Memory Trojan Attack on Neural Network Accelerators
Yang Zhao1,a, Xing Hu1,b, Shuangchen Li1,c, Jing Ye2,3, Lei Deng1,d, Yu Ji1,4,f, Jianyu Xu1,4,g, Dong Wu1,4,h and Yuan Xie1,e
1University of California, Santa Barbara
ayang_zhao@ece.ucsb.edu
bhuxing@ece.ucsb.edu
cshuangchenli@ece.ucsb.edu
dleideng@ece.ucsb.edu
eyuanxie@ece.ucsb.edu
2Institute of Computing Technology, Chinese Academy of Sciences
3University of Chinese Academy of Sciences
yejing@ict.ac.cn
4Tsinghua University
fjiy15@mails.tsinghua.edu.cn
gxu-jy15@mails.tsinghua.edu.cn
hdongwu@tsinghua.edu.cn
ABSTRACT
Neural network accelerators are widely deployed in application systems for computer vision, speech recognition, and machine translation. Due to ubiquitous deployment of these systems, a strong incentive rises for adversaries to attack such artificial intelligence (AI) systems. Trojan is one of the most important attack models in hardware security domain. Hardware Trojans are malicious modifications to original ICs inserted by adversaries, which lead the system to malfunction after being triggered. The globalization of the semiconductor gives a chance for the adversary to conduct the hardware Trojan attacks.

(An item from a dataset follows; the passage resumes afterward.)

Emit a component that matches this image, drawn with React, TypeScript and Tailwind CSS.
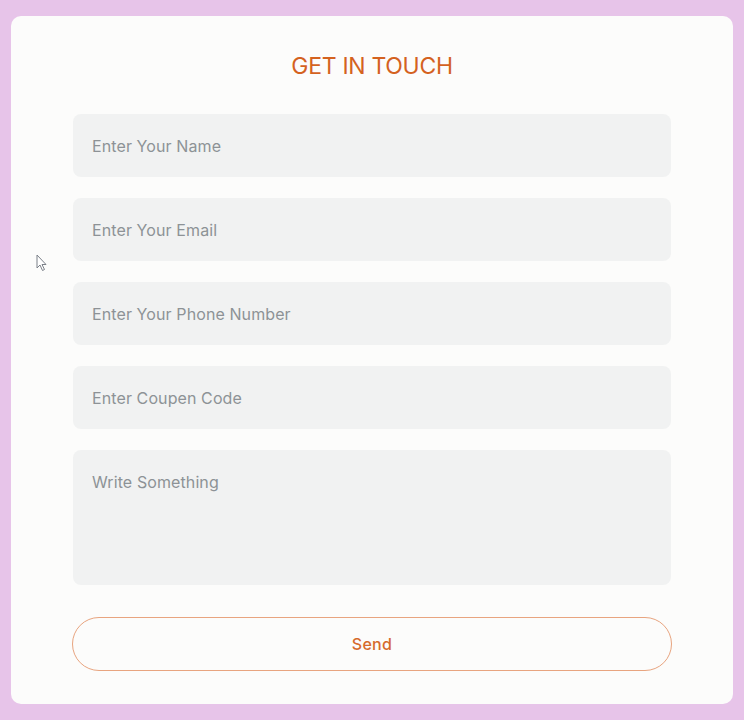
import React from "react";

export default function App() {
  const fields = [
    "Enter Your Name",
    "Enter Your Email",
    "Enter Your Phone Number",
    "Enter Coupen Code",
  ];
  return (
    <div
      className="w-[744px] h-[720px] bg-[#e7c4e9] pt-[16px] px-[11px] pb-[16px] relative"
      style={{ fontFamily: "Inter, 'Noto Sans', sans-serif" }}
    >
      <div className="w-[722px] h-[688px] bg-[#fcfcfb] rounded-[10px] flex flex-col items-center pt-[34px]">
        <h1 className="text-[23px] leading-[32px] text-[#d4621f] font-normal tracking-[-0.3px]">
          GET IN TOUCH
        </h1>
        <div className="w-[598px] mt-[32px] flex flex-col gap-[21px]">
          {fields.map((f) => (
            <input
              key={f}
              placeholder={f}
              className="h-[63px] w-full rounded-[8px] bg-[#f1f2f2] px-[19px] text-[16px] tracking-[0.1px] text-[#6b7075] placeholder:text-[#8d9296] outline-none"
            />
          ))}
          <textarea
            placeholder="Write Something"
            className="h-[135px] w-full rounded-[8px] bg-[#f1f2f2] px-[19px] pt-[20px] text-[16px] tracking-[0.1px] text-[#6b7075] placeholder:text-[#8d9296] outline-none resize-none"
          />
        </div>
        <button className="mt-[32px] w-[600px] h-[54px] rounded-full border border-[#e8a47f] text-[#d66a2b] text-[16px] font-medium bg-transparent tracking-[0.3px]">
          Send
        </button>
      </div>
      <svg
        className="absolute left-[36px] top-[254px]"
        width="12"
        height="18"
        viewBox="0 0 12 18"
      >
        <path
          d="M1 1 L1 14 L4 11 L6.5 16.5 L8.5 15.5 L6 10.5 L10 10.5 Z"
          fill="#fff"
          stroke="#7b8088"
          strokeWidth="1"
          strokeLinejoin="round"
        />
      </svg>
    </div>
  );
}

Previous works design Neural Network (NN) Trojans with access to the model, toolchain, and hardware platform. However, the threat model is impractical which hinders their real adoption. In this work, we propose a memory Trojan methodology without the help of toolchain manipulation and model parameter information. We first leverage the memory access patterns to identify the input image data. Then we propose a Trojan triggering method based on the dedicated input image other than the circuit events, which has better controllability. The triggering mechanism works well even with environment noise and preprocessing towards the original images. In the end, we implement and verify the effectiveness of accuracy degradation attack.